## Written task
Pull each line containing "that" out of the data and copy it.

## Data provided
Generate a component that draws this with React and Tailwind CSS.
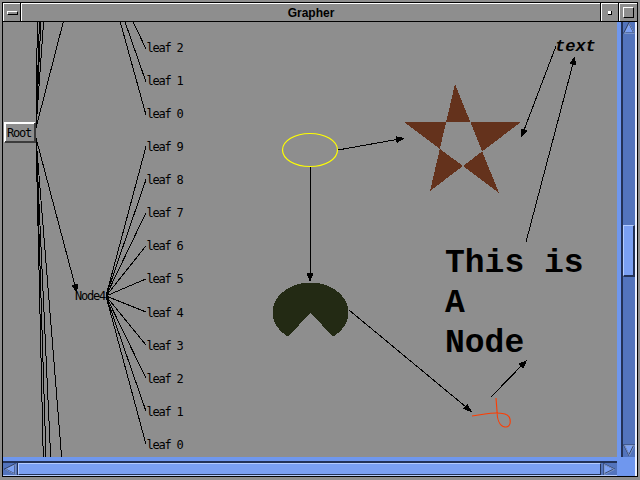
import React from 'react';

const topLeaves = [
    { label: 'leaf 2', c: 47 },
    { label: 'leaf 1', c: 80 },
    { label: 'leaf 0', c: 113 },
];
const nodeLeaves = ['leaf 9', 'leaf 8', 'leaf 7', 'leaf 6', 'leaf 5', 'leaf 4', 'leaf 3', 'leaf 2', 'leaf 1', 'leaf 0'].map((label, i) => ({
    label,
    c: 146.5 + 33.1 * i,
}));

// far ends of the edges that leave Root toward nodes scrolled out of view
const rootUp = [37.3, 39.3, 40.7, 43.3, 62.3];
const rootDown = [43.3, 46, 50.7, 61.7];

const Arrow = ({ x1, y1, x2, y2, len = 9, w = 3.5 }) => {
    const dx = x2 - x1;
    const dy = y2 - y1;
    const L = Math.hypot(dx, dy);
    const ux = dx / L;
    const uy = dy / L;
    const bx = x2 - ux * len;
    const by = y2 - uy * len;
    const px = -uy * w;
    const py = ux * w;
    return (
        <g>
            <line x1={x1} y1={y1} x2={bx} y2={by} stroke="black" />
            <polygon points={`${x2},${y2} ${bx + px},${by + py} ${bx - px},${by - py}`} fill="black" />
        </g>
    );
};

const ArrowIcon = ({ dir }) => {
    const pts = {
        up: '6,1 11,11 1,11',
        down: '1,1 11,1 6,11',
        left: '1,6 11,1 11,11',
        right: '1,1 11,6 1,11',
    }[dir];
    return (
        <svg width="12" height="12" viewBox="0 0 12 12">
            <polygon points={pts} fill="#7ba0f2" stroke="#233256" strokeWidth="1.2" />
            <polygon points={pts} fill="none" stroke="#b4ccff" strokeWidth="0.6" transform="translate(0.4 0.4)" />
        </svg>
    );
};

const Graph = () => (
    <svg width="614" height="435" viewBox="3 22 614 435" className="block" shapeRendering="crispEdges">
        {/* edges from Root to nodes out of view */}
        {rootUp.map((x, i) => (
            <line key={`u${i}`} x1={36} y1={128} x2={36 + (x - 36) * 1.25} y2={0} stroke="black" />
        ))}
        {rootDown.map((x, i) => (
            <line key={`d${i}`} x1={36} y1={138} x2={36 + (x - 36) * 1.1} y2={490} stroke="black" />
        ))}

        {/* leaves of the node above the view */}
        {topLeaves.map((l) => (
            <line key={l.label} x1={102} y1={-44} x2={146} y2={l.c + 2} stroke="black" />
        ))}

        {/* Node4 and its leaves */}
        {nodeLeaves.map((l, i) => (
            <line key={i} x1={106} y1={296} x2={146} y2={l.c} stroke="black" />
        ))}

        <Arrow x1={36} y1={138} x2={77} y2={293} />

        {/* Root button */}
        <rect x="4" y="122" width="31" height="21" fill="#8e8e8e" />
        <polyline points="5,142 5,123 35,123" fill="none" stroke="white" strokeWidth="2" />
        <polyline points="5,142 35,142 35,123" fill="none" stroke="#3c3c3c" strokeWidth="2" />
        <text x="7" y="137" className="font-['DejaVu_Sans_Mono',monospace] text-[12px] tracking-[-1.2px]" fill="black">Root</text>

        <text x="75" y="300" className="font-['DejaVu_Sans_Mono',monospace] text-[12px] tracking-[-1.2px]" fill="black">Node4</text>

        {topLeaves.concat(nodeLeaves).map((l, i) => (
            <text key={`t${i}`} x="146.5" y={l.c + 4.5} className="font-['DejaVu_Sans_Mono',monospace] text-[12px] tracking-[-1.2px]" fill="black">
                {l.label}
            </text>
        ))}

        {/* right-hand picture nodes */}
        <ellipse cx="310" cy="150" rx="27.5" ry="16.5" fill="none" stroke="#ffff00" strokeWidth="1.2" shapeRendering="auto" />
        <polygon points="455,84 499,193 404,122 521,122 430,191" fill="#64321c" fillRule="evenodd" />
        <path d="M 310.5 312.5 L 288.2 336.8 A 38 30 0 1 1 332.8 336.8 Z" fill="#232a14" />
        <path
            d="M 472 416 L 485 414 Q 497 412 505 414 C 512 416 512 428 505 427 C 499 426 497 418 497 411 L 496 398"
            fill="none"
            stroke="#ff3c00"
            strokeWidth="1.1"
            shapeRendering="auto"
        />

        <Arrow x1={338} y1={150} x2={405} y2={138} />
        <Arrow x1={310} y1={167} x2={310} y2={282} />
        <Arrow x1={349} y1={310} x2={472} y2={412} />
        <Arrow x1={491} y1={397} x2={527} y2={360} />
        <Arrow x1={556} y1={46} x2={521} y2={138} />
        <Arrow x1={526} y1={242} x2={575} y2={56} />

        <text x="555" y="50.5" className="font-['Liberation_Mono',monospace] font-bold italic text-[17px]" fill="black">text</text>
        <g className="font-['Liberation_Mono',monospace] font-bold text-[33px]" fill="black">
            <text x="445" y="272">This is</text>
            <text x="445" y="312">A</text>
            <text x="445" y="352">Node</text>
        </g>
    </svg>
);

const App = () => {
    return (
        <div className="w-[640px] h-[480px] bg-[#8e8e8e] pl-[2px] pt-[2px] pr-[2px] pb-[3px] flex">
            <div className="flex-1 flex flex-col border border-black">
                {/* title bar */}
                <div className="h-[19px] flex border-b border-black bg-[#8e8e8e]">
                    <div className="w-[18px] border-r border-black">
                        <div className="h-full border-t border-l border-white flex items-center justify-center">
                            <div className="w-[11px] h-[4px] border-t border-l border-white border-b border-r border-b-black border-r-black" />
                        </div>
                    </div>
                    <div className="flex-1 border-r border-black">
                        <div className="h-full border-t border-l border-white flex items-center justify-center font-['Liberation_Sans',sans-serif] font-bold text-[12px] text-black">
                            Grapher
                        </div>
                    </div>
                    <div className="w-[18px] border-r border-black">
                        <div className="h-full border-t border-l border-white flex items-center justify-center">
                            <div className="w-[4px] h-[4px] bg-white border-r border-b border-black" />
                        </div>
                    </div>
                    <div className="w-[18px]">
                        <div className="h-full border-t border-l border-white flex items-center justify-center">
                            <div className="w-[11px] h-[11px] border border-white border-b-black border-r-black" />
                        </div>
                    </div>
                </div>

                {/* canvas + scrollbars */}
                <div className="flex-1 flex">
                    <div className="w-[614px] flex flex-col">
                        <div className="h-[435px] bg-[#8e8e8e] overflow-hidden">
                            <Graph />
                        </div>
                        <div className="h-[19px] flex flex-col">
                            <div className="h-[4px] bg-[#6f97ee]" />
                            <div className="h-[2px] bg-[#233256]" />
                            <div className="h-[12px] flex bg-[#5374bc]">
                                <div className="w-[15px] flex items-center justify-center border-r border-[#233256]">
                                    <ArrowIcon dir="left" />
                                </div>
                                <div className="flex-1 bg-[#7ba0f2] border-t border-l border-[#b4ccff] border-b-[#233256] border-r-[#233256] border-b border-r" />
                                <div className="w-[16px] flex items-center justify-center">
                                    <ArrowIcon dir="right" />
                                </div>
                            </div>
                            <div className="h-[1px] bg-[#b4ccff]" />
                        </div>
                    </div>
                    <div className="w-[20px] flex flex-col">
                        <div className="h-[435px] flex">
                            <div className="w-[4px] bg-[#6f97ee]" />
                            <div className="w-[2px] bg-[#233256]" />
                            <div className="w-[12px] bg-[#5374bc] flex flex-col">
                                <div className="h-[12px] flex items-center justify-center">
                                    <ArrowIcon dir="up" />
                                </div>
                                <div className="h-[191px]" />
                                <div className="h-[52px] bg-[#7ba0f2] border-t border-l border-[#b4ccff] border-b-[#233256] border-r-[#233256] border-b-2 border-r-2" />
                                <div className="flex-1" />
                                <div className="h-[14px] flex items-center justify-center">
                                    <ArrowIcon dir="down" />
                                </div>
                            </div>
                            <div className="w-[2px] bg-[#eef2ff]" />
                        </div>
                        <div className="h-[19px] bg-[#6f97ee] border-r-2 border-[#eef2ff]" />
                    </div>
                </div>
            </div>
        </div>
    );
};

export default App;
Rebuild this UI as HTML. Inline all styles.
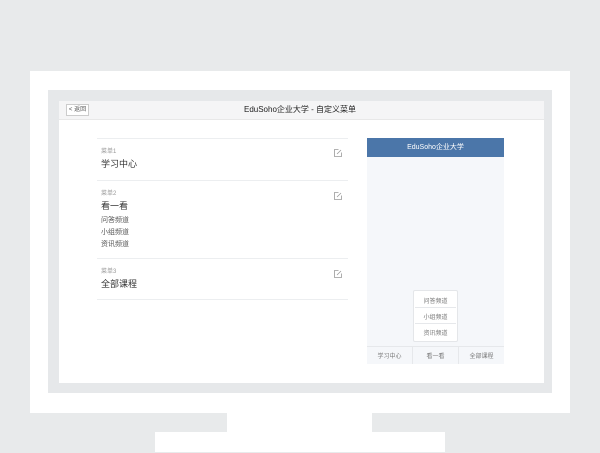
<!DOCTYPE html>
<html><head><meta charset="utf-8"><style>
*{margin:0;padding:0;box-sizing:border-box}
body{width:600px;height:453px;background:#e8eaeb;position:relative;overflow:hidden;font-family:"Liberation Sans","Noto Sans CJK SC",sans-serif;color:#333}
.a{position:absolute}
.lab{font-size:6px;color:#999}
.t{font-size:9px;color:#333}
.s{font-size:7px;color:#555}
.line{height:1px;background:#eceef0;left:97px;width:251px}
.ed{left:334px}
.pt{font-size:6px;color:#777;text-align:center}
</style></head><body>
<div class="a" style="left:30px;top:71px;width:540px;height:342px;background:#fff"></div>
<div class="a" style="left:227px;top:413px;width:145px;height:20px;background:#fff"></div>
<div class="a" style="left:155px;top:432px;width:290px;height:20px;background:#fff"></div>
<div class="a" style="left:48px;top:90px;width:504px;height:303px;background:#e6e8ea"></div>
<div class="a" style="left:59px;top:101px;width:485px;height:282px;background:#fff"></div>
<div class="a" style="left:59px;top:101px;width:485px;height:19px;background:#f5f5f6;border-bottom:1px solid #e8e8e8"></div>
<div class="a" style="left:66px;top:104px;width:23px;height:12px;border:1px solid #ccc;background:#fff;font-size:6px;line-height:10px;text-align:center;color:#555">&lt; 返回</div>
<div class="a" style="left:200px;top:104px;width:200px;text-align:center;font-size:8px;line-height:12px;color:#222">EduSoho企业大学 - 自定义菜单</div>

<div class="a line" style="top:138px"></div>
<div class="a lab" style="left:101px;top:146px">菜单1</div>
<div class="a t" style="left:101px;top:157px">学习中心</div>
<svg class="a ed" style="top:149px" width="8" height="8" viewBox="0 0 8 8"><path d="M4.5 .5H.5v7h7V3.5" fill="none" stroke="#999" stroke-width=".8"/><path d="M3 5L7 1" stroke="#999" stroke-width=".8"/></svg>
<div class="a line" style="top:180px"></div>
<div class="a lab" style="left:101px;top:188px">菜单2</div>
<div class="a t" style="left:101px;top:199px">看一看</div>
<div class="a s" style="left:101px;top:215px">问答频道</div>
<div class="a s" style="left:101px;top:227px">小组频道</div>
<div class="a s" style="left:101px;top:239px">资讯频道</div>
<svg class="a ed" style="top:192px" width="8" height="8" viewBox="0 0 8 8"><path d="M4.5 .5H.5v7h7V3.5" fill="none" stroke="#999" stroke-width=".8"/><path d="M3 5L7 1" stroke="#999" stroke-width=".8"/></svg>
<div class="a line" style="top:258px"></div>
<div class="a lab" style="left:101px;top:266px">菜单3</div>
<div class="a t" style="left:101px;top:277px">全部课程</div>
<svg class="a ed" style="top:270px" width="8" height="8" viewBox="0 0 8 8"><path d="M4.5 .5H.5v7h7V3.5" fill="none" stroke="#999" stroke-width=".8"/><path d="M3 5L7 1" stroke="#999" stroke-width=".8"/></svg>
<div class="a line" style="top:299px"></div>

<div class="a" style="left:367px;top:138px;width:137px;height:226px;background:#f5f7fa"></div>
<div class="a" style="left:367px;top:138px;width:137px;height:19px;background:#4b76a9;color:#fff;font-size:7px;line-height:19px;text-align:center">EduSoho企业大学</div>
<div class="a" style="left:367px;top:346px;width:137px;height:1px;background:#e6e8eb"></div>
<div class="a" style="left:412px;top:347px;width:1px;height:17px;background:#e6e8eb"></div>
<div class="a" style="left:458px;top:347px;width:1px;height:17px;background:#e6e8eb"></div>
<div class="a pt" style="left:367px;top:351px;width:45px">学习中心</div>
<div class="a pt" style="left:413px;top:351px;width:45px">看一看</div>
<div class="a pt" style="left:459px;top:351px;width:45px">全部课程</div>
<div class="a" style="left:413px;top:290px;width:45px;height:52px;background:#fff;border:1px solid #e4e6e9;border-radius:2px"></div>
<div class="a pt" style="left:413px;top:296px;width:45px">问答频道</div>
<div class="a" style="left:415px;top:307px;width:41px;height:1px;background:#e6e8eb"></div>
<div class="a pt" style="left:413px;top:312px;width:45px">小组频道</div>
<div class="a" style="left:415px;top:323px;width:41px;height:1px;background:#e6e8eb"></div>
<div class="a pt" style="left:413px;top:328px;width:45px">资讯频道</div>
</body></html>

## Result of the exercise
Generate a component that draws this with React and Tailwind CSS.
// far ends of the edges that leave Root toward nodes scrolled out of view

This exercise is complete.